| AIM OF THE EXERCISE |
Skip all pictures, then print the remaining material exactly.

| STORED DATA |

★ ★ ★ ★ ★

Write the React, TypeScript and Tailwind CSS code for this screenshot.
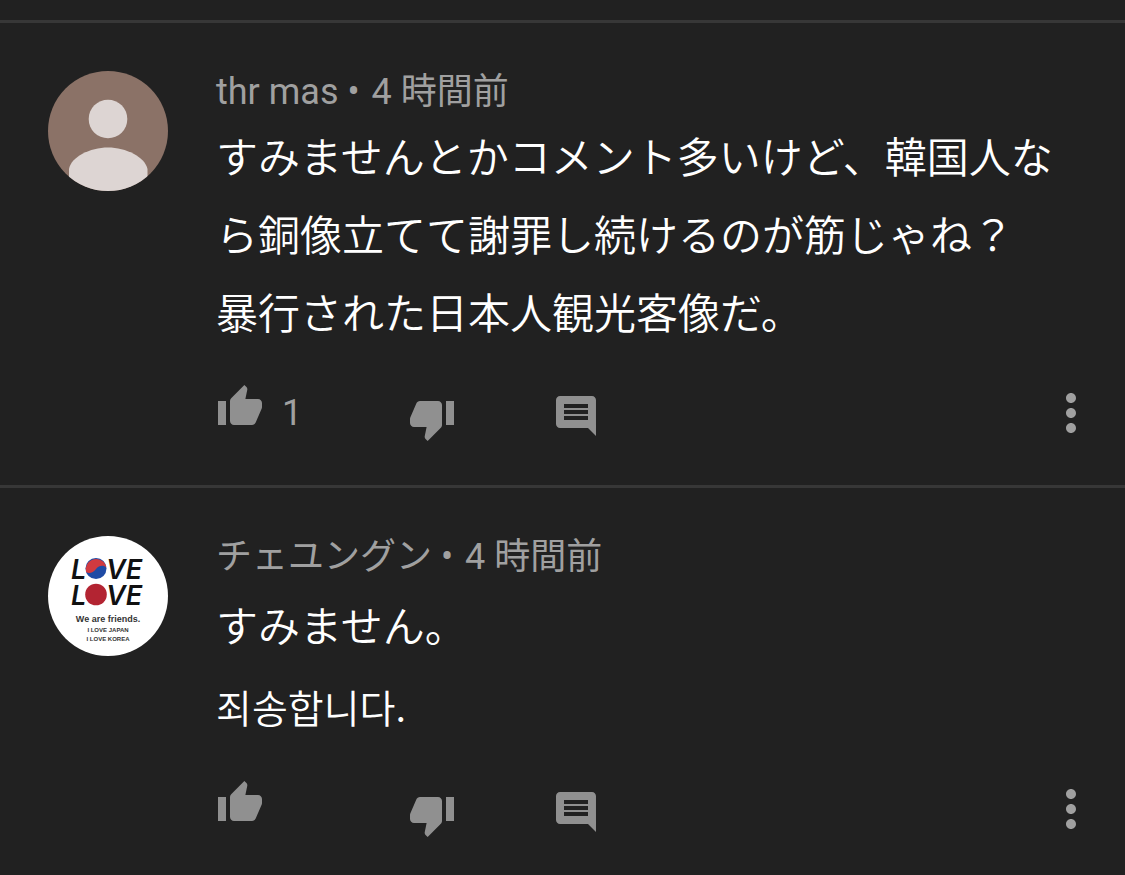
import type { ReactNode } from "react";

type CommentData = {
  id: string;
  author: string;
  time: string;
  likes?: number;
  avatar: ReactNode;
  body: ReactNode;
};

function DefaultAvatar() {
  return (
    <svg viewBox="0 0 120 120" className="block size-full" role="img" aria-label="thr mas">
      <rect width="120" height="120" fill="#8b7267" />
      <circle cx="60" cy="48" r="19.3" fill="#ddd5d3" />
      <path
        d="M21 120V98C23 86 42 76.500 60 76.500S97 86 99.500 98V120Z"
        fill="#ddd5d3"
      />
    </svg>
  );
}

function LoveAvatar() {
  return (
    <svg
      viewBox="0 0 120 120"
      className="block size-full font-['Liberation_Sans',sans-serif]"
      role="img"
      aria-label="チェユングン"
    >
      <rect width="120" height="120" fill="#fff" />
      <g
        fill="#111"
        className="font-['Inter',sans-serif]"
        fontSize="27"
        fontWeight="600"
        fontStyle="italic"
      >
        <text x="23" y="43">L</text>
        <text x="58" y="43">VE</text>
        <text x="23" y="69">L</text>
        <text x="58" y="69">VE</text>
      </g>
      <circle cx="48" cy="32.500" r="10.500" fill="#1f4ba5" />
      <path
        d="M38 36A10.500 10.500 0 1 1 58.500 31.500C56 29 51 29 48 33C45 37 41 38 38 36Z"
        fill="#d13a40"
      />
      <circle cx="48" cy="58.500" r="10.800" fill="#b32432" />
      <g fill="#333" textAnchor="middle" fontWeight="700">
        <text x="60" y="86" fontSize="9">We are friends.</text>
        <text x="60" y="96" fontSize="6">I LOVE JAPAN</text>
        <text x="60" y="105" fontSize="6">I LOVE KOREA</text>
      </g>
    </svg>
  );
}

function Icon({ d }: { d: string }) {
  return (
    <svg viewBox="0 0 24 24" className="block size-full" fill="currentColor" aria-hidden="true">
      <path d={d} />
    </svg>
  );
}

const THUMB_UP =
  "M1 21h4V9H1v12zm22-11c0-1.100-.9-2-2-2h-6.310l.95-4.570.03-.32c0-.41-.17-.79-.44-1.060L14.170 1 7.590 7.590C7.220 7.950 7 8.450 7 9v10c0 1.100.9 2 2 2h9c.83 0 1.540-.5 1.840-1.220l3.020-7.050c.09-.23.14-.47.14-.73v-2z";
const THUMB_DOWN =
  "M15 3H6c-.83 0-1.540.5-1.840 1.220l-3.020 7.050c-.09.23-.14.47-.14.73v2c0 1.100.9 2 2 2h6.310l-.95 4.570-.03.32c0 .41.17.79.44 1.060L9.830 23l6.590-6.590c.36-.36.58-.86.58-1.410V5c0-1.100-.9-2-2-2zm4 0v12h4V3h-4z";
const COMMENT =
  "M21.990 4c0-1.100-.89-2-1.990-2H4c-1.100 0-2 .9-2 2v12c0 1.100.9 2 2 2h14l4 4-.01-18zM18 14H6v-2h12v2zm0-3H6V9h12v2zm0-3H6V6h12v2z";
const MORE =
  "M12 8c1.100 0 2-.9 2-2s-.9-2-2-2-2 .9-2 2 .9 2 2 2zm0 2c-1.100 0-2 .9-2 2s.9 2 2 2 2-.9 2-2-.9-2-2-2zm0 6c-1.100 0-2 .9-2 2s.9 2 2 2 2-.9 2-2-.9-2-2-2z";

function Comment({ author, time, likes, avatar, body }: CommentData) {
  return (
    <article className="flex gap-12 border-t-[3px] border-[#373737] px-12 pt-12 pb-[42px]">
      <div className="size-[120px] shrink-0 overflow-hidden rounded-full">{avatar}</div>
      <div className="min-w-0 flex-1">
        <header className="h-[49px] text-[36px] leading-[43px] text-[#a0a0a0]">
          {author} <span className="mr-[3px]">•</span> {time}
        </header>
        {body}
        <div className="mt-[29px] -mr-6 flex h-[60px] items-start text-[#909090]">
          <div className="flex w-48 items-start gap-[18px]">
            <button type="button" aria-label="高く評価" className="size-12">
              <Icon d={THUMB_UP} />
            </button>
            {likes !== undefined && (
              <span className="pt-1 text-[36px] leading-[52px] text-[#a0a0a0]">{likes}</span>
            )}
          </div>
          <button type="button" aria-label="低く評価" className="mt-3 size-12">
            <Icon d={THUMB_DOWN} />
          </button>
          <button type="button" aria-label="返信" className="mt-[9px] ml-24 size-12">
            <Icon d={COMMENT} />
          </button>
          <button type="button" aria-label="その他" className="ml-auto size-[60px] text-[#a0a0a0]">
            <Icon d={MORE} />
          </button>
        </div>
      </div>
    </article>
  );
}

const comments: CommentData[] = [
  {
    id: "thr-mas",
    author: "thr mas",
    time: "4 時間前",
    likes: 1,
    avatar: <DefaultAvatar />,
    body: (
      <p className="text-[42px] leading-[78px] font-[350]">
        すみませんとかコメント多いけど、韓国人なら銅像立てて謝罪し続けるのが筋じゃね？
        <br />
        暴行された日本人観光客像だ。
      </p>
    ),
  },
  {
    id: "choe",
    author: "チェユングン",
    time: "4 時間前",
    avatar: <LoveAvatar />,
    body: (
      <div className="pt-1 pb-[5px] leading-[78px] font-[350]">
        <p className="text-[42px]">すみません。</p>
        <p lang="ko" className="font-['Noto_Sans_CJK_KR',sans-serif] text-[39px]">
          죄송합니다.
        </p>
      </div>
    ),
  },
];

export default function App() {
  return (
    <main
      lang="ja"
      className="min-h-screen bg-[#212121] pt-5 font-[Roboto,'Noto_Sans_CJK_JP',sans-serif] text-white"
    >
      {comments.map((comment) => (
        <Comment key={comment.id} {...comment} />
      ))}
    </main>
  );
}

★ ★ ★ ★ ★

| FINISHED ANSWER |
Write the React, TypeScript and Tailwind CSS code for this screenshot.
import type { ReactNode } from "react";

type CommentData = {
  id: string;
  author: string;
  time: string;
  likes?: number;
  avatar: ReactNode;
  body: ReactNode;
};

function DefaultAvatar() {
  return (
    <svg viewBox="0 0 120 120" className="block size-full" role="img" aria-label="thr mas">
      <rect width="120" height="120" fill="#8b7267" />
      <circle cx="60" cy="48" r="19.3" fill="#ddd5d3" />
      <path
        d="M21 120V98C23 86 42 76.500 60 76.500S97 86 99.500 98V120Z"
        fill="#ddd5d3"
      />
    </svg>
  );
}

function LoveAvatar() {
  return (
    <svg
      viewBox="0 0 120 120"
      className="block size-full font-['Liberation_Sans',sans-serif]"
      role="img"
      aria-label="チェユングン"
    >
      <rect width="120" height="120" fill="#fff" />
      <g
        fill="#111"
        className="font-['Inter',sans-serif]"
        fontSize="27"
        fontWeight="600"
        fontStyle="italic"
      >
        <text x="23" y="43">L</text>
        <text x="58" y="43">VE</text>
        <text x="23" y="69">L</text>
        <text x="58" y="69">VE</text>
      </g>
      <circle cx="48" cy="32.500" r="10.500" fill="#1f4ba5" />
      <path
        d="M38 36A10.500 10.500 0 1 1 58.500 31.500C56 29 51 29 48 33C45 37 41 38 38 36Z"
        fill="#d13a40"
      />
      <circle cx="48" cy="58.500" r="10.800" fill="#b32432" />
      <g fill="#333" textAnchor="middle" fontWeight="700">
        <text x="60" y="86" fontSize="9">We are friends.</text>
        <text x="60" y="96" fontSize="6">I LOVE JAPAN</text>
        <text x="60" y="105" fontSize="6">I LOVE KOREA</text>
      </g>
    </svg>
  );
}

function Icon({ d }: { d: string }) {
  return (
    <svg viewBox="0 0 24 24" className="block size-full" fill="currentColor" aria-hidden="true">
      <path d={d} />
    </svg>
  );
}

const THUMB_UP =
  "M1 21h4V9H1v12zm22-11c0-1.100-.9-2-2-2h-6.310l.95-4.570.03-.32c0-.41-.17-.79-.44-1.060L14.170 1 7.590 7.590C7.220 7.950 7 8.450 7 9v10c0 1.100.9 2 2 2h9c.83 0 1.540-.5 1.840-1.220l3.020-7.050c.09-.23.14-.47.14-.73v-2z";
const THUMB_DOWN =
  "M15 3H6c-.83 0-1.540.5-1.840 1.220l-3.020 7.050c-.09.23-.14.47-.14.73v2c0 1.100.9 2 2 2h6.310l-.95 4.570-.03.32c0 .41.17.79.44 1.060L9.830 23l6.590-6.590c.36-.36.58-.86.58-1.410V5c0-1.100-.9-2-2-2zm4 0v12h4V3h-4z";
const COMMENT =
  "M21.990 4c0-1.100-.89-2-1.990-2H4c-1.100 0-2 .9-2 2v12c0 1.100.9 2 2 2h14l4 4-.01-18zM18 14H6v-2h12v2zm0-3H6V9h12v2zm0-3H6V6h12v2z";
const MORE =
  "M12 8c1.100 0 2-.9 2-2s-.9-2-2-2-2 .9-2 2 .9 2 2 2zm0 2c-1.100 0-2 .9-2 2s.9 2 2 2 2-.9 2-2-.9-2-2-2zm0 6c-1.100 0-2 .9-2 2s.9 2 2 2 2-.9 2-2-.9-2-2-2z";

function Comment({ author, time, likes, avatar, body }: CommentData) {
  return (
    <article className="flex gap-12 border-t-[3px] border-[#373737] px-12 pt-12 pb-[42px]">
      <div className="size-[120px] shrink-0 overflow-hidden rounded-full">{avatar}</div>
      <div className="min-w-0 flex-1">
        <header className="h-[49px] text-[36px] leading-[43px] text-[#a0a0a0]">
          {author} <span className="mr-[3px]">•</span> {time}
        </header>
        {body}
        <div className="mt-[29px] -mr-6 flex h-[60px] items-start text-[#909090]">
          <div className="flex w-48 items-start gap-[18px]">
            <button type="button" aria-label="高く評価" className="size-12">
              <Icon d={THUMB_UP} />
            </button>
            {likes !== undefined && (
              <span className="pt-1 text-[36px] leading-[52px] text-[#a0a0a0]">{likes}</span>
            )}
          </div>
          <button type="button" aria-label="低く評価" className="mt-3 size-12">
            <Icon d={THUMB_DOWN} />
          </button>
          <button type="button" aria-label="返信" className="mt-[9px] ml-24 size-12">
            <Icon d={COMMENT} />
          </button>
          <button type="button" aria-label="その他" className="ml-auto size-[60px] text-[#a0a0a0]">
            <Icon d={MORE} />
          </button>
        </div>
      </div>
    </article>
  );
}

const comments: CommentData[] = [
  {
    id: "thr-mas",
    author: "thr mas",
    time: "4 時間前",
    likes: 1,
    avatar: <DefaultAvatar />,
    body: (
      <p className="text-[42px] leading-[78px] font-[350]">
        すみませんとかコメント多いけど、韓国人なら銅像立てて謝罪し続けるのが筋じゃね？
        <br />
        暴行された日本人観光客像だ。
      </p>
    ),
  },
  {
    id: "choe",
    author: "チェユングン",
    time: "4 時間前",
    avatar: <LoveAvatar />,
    body: (
      <div className="pt-1 pb-[5px] leading-[78px] font-[350]">
        <p className="text-[42px]">すみません。</p>
        <p lang="ko" className="font-['Noto_Sans_CJK_KR',sans-serif] text-[39px]">
          죄송합니다.
        </p>
      </div>
    ),
  },
];

export default function App() {
  return (
    <main
      lang="ja"
      className="min-h-screen bg-[#212121] pt-5 font-[Roboto,'Noto_Sans_CJK_JP',sans-serif] text-white"
    >
      {comments.map((comment) => (
        <Comment key={comment.id} {...comment} />
      ))}
    </main>
  );
}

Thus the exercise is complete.